Chegou 2014. E com ele, o muito esperado álbum de estreia da banda de rock psicadélica britânica, os Temples. O projecto – formado por James Edward Bagshaw, Thomas Edison Warmsley, Sam Toms e Adam Smiths – já desde 2012 que tinha vindo a namoriscar cautelosamente com o panorama musical alternativo, virando cabeças e conquistando ouvidos com o seu som retro, que lembra uns Beatles por alturas do excelente Revolver cruzados com uns Tame Impala depois de umas férias num outro planeta, evidente em singles como “Shelter Song”, “Colours to Life” e “Mesmerize”. E chega agora, com o ano novo, o primeiro álbum saído fresquinho do laboratório destes estranhos seres pertencentes a outras épocas e mundos, Sun Structures.
Sun Structures sabe a acordar de um sonho de dois dias com a cama desfeita e sem uma meia, o que não significa necessariamente que o estado pós-audição se assemelhe ao estado pós-sonho: embora algo enevoada, a memória, pelo menos da aura fantasmagórica e psicadélica do álbum não se desprende tão rapidamente de quem o ouve. Ao longo de doze faixas, os Temples erguem uma poderosa muralha de som que tanto pode pertencer ao século seguinte como ao século passado. As referências quase diretas a influências de companheiros psicadélicos fazem-se sentir, sendo os mais óbvios os grandes mestres na técnica – aqueles Lennon/Mccartney numa época na qual o seu não completo estado de sobriedade permitiu alguns verdadeiros rasgos de genialidade como “Tomorrow Never Knows” e “She Said She Said” – mas também contemporâneos como Tame Impala, Pond e os também britânicos Toy. No entanto, mesmo pegando numa fórmula que já foi mastigada e cuspida vezes sem conta, os Temples conseguem apropriar-se dos elementos certos para conseguirem edificar uma sonoridade própria.

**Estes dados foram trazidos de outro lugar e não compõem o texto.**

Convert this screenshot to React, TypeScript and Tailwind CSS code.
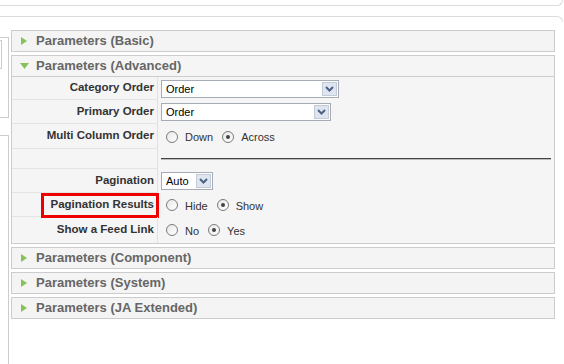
import type { ReactNode } from "react";

const font = { fontFamily: '"Liberation Sans", Arial, sans-serif' };

function Arrow({ open }: { open?: boolean }) {
  return open ? (
    <svg width="9" height="6" viewBox="0 0 9 6" className="mr-[7px] ml-[8px]">
      <polygon points="0,0 9,0 4.5,6" fill="#86c25a" />
    </svg>
  ) : (
    <svg width="6" height="8" viewBox="0 0 6 8" className="mr-[9px] ml-[9px]">
      <polygon points="0,0 6,4 0,8" fill="#86c25a" />
    </svg>
  );
}

function PanelHeader({ title, open }: { title: string; open?: boolean }) {
  return (
    <div className="flex h-[20px] items-center text-[13px] font-bold text-[#666]">
      <Arrow open={open} />
      <span>{title}</span>
    </div>
  );
}

function Collapsed({ title }: { title: string }) {
  return (
    <div className="border border-[#ccc] bg-[#f4f4f4]">
      <PanelHeader title={title} />
    </div>
  );
}

function Select({ value, width }: { value: string; width: number }) {
  return (
    <div
      className="flex h-[18px] items-stretch border border-[#a5acb5] bg-white"
      style={{ width }}
    >
      <span className="flex-1 pl-[4px] text-[11px] leading-[16px] text-black">{value}</span>
      <span className="m-[1px] flex w-[15px] items-center justify-center border border-[#c3cbd9] bg-[#dfe5ef]">
        <svg width="9" height="6" viewBox="0 0 9 6">
          <polyline points="1,1 4.5,4.5 8,1" fill="none" stroke="#4d6185" strokeWidth="2" />
        </svg>
      </span>
    </div>
  );
}

function Radio({ label, checked }: { label: string; checked?: boolean }) {
  return (
    <span className="mr-[9px] flex items-center">
      <span className="flex h-[12px] w-[12px] items-center justify-center rounded-full border border-[#7a7a7a] bg-gradient-to-br from-[#e8e8e8] to-white">
        {checked && <span className="h-[4px] w-[4px] rounded-full bg-[#444]" />}
      </span>
      <span className="ml-[7px] pt-[2px] text-[11px] text-[#333]">{label}</span>
    </span>
  );
}

function Row({
  label,
  height,
  last,
  boxed,
  children,
}: {
  label: string;
  height: number;
  last?: boolean;
  boxed?: boolean;
  children?: ReactNode;
}) {
  return (
    <div className="flex" style={{ height }}>
      <div
        className={`flex w-[146px] items-center justify-end border-r border-[#e2e2e2] pr-[3px] ${
          last ? "" : "border-b border-b-[#e4e4e4]"
        }`}
      >
        {boxed ? (
          <span className="-mr-[5px] mt-[1px] flex h-[25px] w-[118px] items-center justify-end border-[3px] border-[#e00] pr-[2px] text-[11.5px] font-bold text-[#333]">
            {label}
          </span>
        ) : (
          <span className="text-[11.5px] font-bold text-[#333]">{label}</span>
        )}
      </div>
      <div className="flex flex-1 items-center pl-[3px]">{children}</div>
    </div>
  );
}

export default function App() {
  return (
    <div className="h-[364px] w-[564px] overflow-hidden bg-white" style={font}>
      {/* previous box bottom */}
      <div className="mr-[1px] h-[6px] rounded-br-[6px] border-b border-r border-[#dcdcdc]" />
      <div className="mt-[10px] mr-[1px] h-[6px] rounded-tr-[6px] border-t border-r border-[#dcdcdc]" />

      <div className="flex">
        {/* left sidebar edge */}
        <div className="w-[9px]">
          <div className="mt-[15px] flex h-[81px] border-y border-r border-[#ccc]">
            <div className="mt-[2px] h-[29px] w-[2px] border-y border-r border-[#ccc]" />
          </div>
          <div className="mt-[17px] h-[240px] border-t border-r border-[#ccc]" />
        </div>

        <div className="ml-[2px] mt-[8px] flex w-[544px] flex-col gap-[3px]">
          <Collapsed title="Parameters (Basic)" />

          <div className="border border-[#ccc] bg-[#f5f5f5]">
            <div className="border-b border-[#ccc]">
              <PanelHeader title="Parameters (Advanced)" open />
            </div>
            <Row label="Category Order" height={23}>
              <Select value="Order" width={178} />
            </Row>
            <Row label="Primary Order" height={24}>
              <Select value="Order" width={170} />
            </Row>
            <Row label="Multi Column Order" height={25}>
              <div className="ml-[5px] flex">
                <Radio label="Down" />
                <Radio label="Across" checked />
              </div>
            </Row>
            <Row label="" height={20}>
              <div className="mr-[3px] h-[2px] flex-1 border-t border-[#444] border-b-[#bbb] border-b" />
            </Row>
            <Row label="Pagination" height={24}>
              <Select value="Auto" width={52} />
            </Row>
            <Row label="Pagination Results" height={24} boxed>
              <div className="ml-[5px] flex">
                <Radio label="Hide" />
                <Radio label="Show" checked />
              </div>
            </Row>
            <Row label="Show a Feed Link" height={26} last>
              <div className="ml-[5px] flex">
                <Radio label="No" />
                <Radio label="Yes" checked />
              </div>
            </Row>
          </div>

          <Collapsed title="Parameters (Component)" />
          <Collapsed title="Parameters (System)" />
          <Collapsed title="Parameters (JA Extended)" />
        </div>
      </div>
    </div>
  );
}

O riff inicial de “Shelter Song”, os versos entoados em coro, os pratos a ressoar distantes, fazem o ouvinte torcer o nariz com a possibilidade de ser ainda outra banda a mastigar e a cuspir a tal velha fórmula: é só esperar até ao refrão, que vem diretamente de um sonho profundo e cativante. O sonho prolonga-se ao longo das doze faixas, cada uma mais psicadélica, numa mixórdia de velho e novo que quando resulta, resulta bem demais para se acordar. “Sun Structures” é energética, com um riff cheio de força e de anos sessenta. “The Golden Throne” encontra o seu encanto numa melodia que parece saída do tema de um vilão de desenho animado mas que estranhamente funciona num álbum de indie rock psicadélico. Sabe-se lá porquê. “Keep In The Dark” é simples, podendo mesmo faltar-lhe um ingrediente qualquer mas que nem se nota ao engolir, assim que entra apropriadamente a voz de viagem a aconselhar “dream on and sleep…”. “Move With The Dark” é fantasmagoricamente fluída, bebe-se como água. “Sand Dance” é bizarra, destorcida, desviada e deliciosamente estranha ao ouvido, tropeçando e caindo nos próprios contratempos (quem conhece psicadelismo lá saberá). “Fragment’s Light” chega na hora de acordar com fome de sair da cama. Com uma guitarra e uma aura que lembra quase uns Genesis no seu auge, não se assemelha a nada deste mundo ou arredores.
Não é um álbum perfeito. Está longe de se conseguir desprender completamente das suas influências, às quais muitas vezes pode parecer agarrar-se de mais. No entanto, tem a quantidade arrebatadora de carisma embrenhado numa nostalgia de tempos melhores necessária para mostrar que 2014 será um bom ano para os Temples. Pode não ser o ano deles mas será com eles, de certeza. O John Lennon dispensa agradecimentos; os meninos estão por conta própria. Obrigada, Temples.